At that time hardly anyone else came to know Christian Rosenkreutz
apart from these twelve. This is not to be understood as if Christian
Rosenkreutz did not meet other people, but only that the other people
did not recognise him for what he was. Fundamentally this has remained
the same until today. However, the etheric body of Christian
Rosenkreutz has been constantly active in the circle of his pupils,
its forces working in ever growing circles, until today many people
are actually able to be influenced by the forces of his etheric body.
Christian Rosenkreutz selects those whom he wants to have as his
pupils in a remarkable way. The one chosen has to pay attention to a
certain kind of event, or several events in his life of the following
kind: Christian Rosenkreutz chooses people so that, for instance,
someone comes to a decisive turning-point, a karmic crisis in his
life. Let us assume that a man is about to commit an action that would
lead him to his death. These things can be very different one from the
other. The man goes along a path which, without noticing it, can lead
him into great danger. It leads to the edge of a precipice, perhaps.

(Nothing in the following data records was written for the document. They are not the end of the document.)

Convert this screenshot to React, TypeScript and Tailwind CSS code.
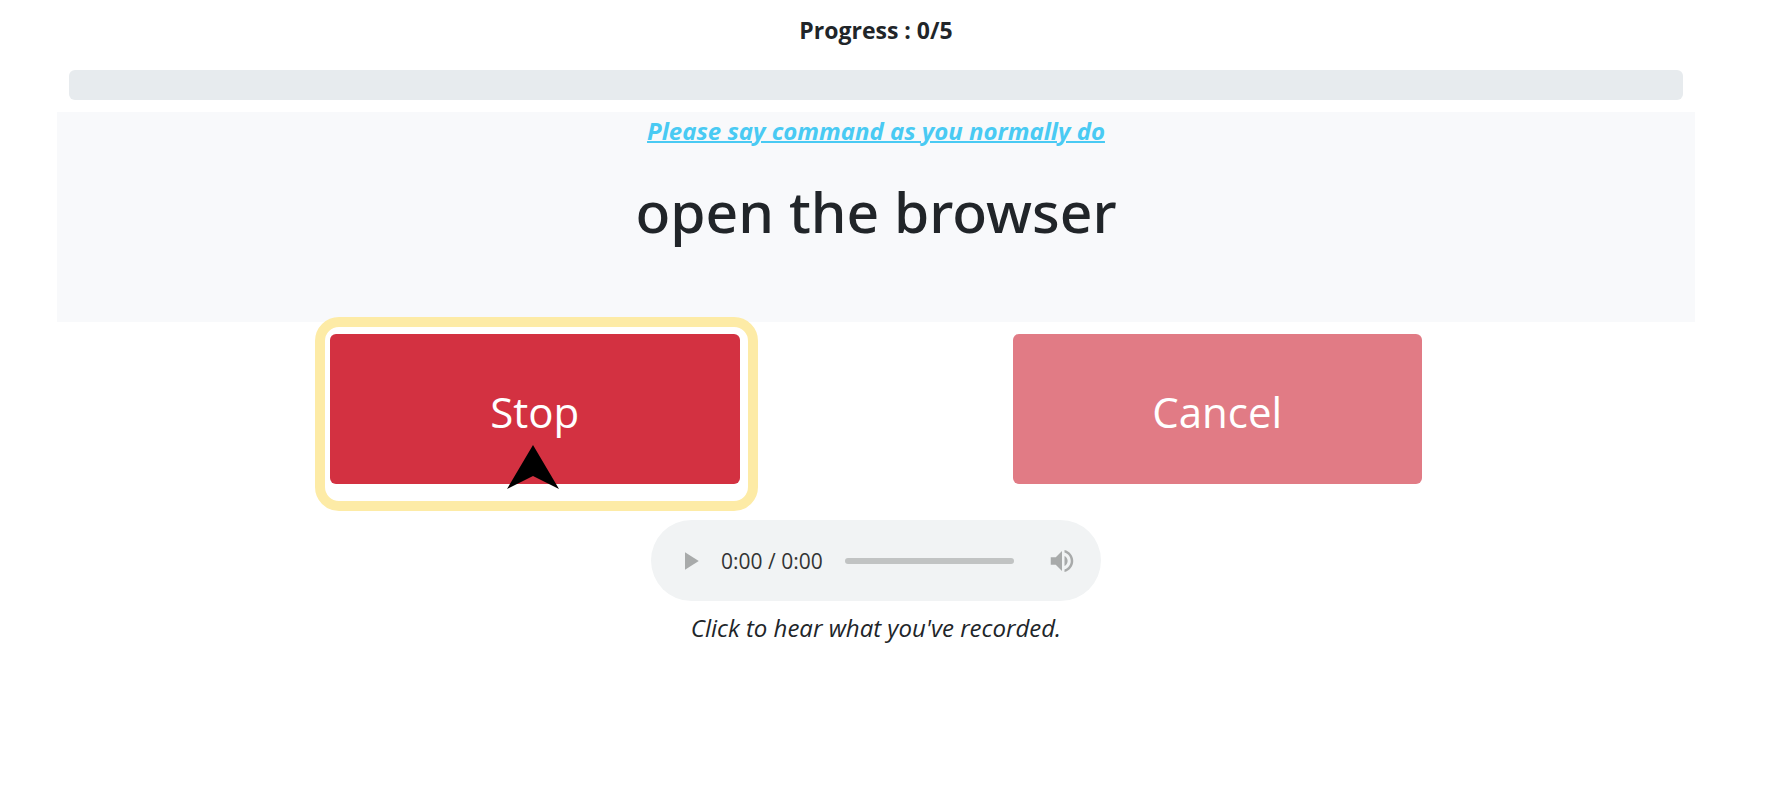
function PlayIcon() {
  return (
    <svg viewBox="0 0 24 24" className="size-[30px]" fill="currentColor" aria-hidden="true">
      <path d="M8 5v14l11-7z" />
    </svg>
  );
}

function VolumeIcon() {
  return (
    <svg viewBox="0 0 24 24" className="size-[30px]" fill="currentColor" aria-hidden="true">
      <path d="M3 9v6h4l5 5V4L7 9H3zm13.5 3c0-1.77-1.02-3.29-2.5-4.03v8.05c1.48-.73 2.5-2.25 2.5-4.02zM14 3.23v2.06c2.89.86 5 3.54 5 6.71s-2.11 5.85-5 6.71v2.06c4.01-.91 7-4.49 7-8.77s-2.99-7.86-7-8.77z" />
    </svg>
  );
}

function Pointer() {
  return (
    <svg viewBox="0 0 52 44" className="absolute top-[111px] left-1/2 h-11 w-[52px] -translate-x-7" aria-hidden="true">
      <path d="M26 0L52 44L26 31L0 44Z" fill="#000" />
    </svg>
  );
}

function AudioPlayer() {
  return (
    <div className="flex h-[81px] w-[450px] items-center rounded-full bg-[#f1f3f4] px-6 text-[#a8aaaa]">
      <button type="button" aria-label="Play">
        <PlayIcon />
      </button>
      <span className="ml-4 w-[124px] text-[21px] text-[#333]">0:00 / 0:00</span>
      <input
        type="range"
        min={0}
        max={100}
        defaultValue={0}
        aria-label="Seek"
        className="h-[6px] min-w-0 flex-1 appearance-none rounded-full bg-[#c1c3c3] [&::-webkit-slider-thumb]:size-0 [&::-webkit-slider-thumb]:appearance-none"
      />
      <button type="button" aria-label="Mute" className="ml-[33px]">
        <VolumeIcon />
      </button>
    </div>
  );
}

export default function App() {
  return (
    <main className="bg-white pr-[78px] pl-[57px] font-['Open_Sans','Noto_Sans',sans-serif] text-2xl text-[#212529]">
      <p className="pt-3 text-center text-[23px] leading-9 font-bold">Progress : 0/5</p>
      <div className="px-3 pt-[22px] pb-3">
        <div
          role="progressbar"
          aria-label="Progress"
          aria-valuemin={0}
          aria-valuemax={5}
          aria-valuenow={0}
          className="h-[30px] rounded-md bg-[#e7ebee]"
        />
      </div>
      <section className="h-[210px] bg-[#f8f9fb] pt-px text-center">
        <p className="text-2xl leading-9 font-bold text-[#49caf3] italic underline decoration-2">
          Please say command as you normally do
        </p>
        <h1 className="pt-6 font-['Noto_Sans',sans-serif] text-[57px] leading-[76px] font-medium">open the browser</h1>
      </section>
      <div className="grid grid-cols-12 pt-3 text-[42px] text-white">
        <div className="relative col-span-3 col-start-3">
          <button type="button" className="h-[150px] w-full rounded-md bg-[#d33141] pt-[6px]">
            Stop
          </button>
          <div className="pointer-events-none absolute -top-[17px] -right-[18px] -bottom-[27px] -left-[15px] rounded-3xl border-10 border-[#fdeba6]" />
          <Pointer />
        </div>
        <button type="button" className="col-span-3 col-start-8 h-[150px] rounded-md bg-[#e17b85] pt-[6px]">
          Cancel
        </button>
      </div>
      <div className="flex flex-col items-center pt-9">
        <AudioPlayer />
        <p className="pt-[9px] text-2xl leading-9 italic">Click to hear what you've recorded.</p>
      </div>
    </main>
  );
}
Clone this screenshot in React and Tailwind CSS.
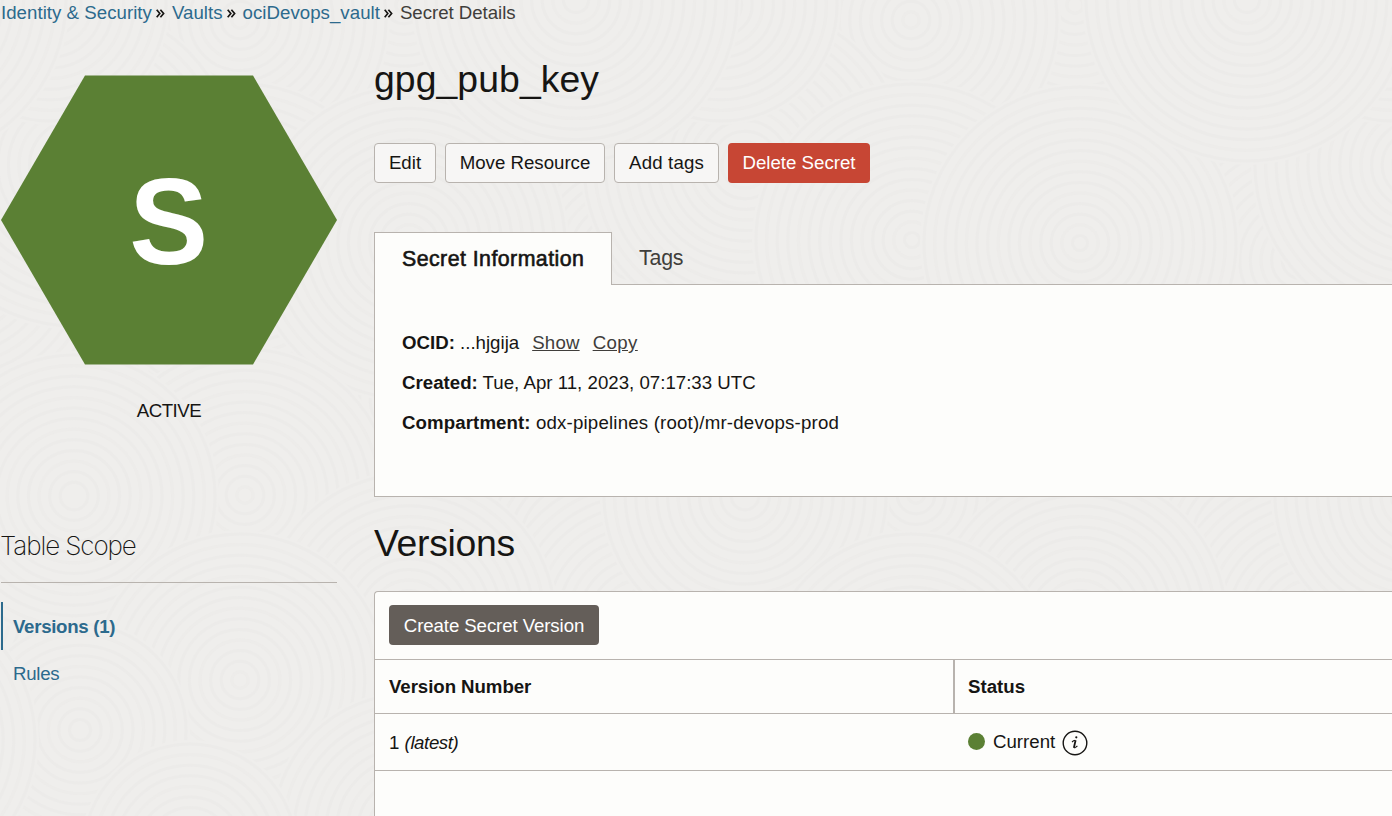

Then the man, now only a step or two from the precipice perhaps, hears
a voice saying Stop! so that he has to stop without knowing
why. There could be a thousand similar situations. I should say, of
course, that this is only the external sign of being outwardly
qualified for a spiritual calling. To be inwardly qualified, the
chosen person has to have an interest in something spiritual,
theosophy or some other Spiritual Science. The external event I have
described is a fact of the physical world, though it does not come by
means of a human voice. The event always occurs in such a way that the
person concerned knows quite clearly that the voice comes from the
spiritual world. He may at first imagine that the voice has come from
a human being who is hidden somewhere, but when the pupil is mature
enough he discovers that it was not a physical person intervening in
his life. In short, this event convinces the pupil that there are
messages from the spiritual world. Such events can occur once or many
times in life. We have to understand what effect this has on the soul
of the pupil. The pupil tells himself: I have received another life
through grace; the first one was forfeited. This new life given him
through grace sheds light on the whole of the pupil's further life. He
has this definite feeling which can be described in this way: without
this rosicrucian experience of mine I should have died. My subsequent
life would not have had the same value but for this event.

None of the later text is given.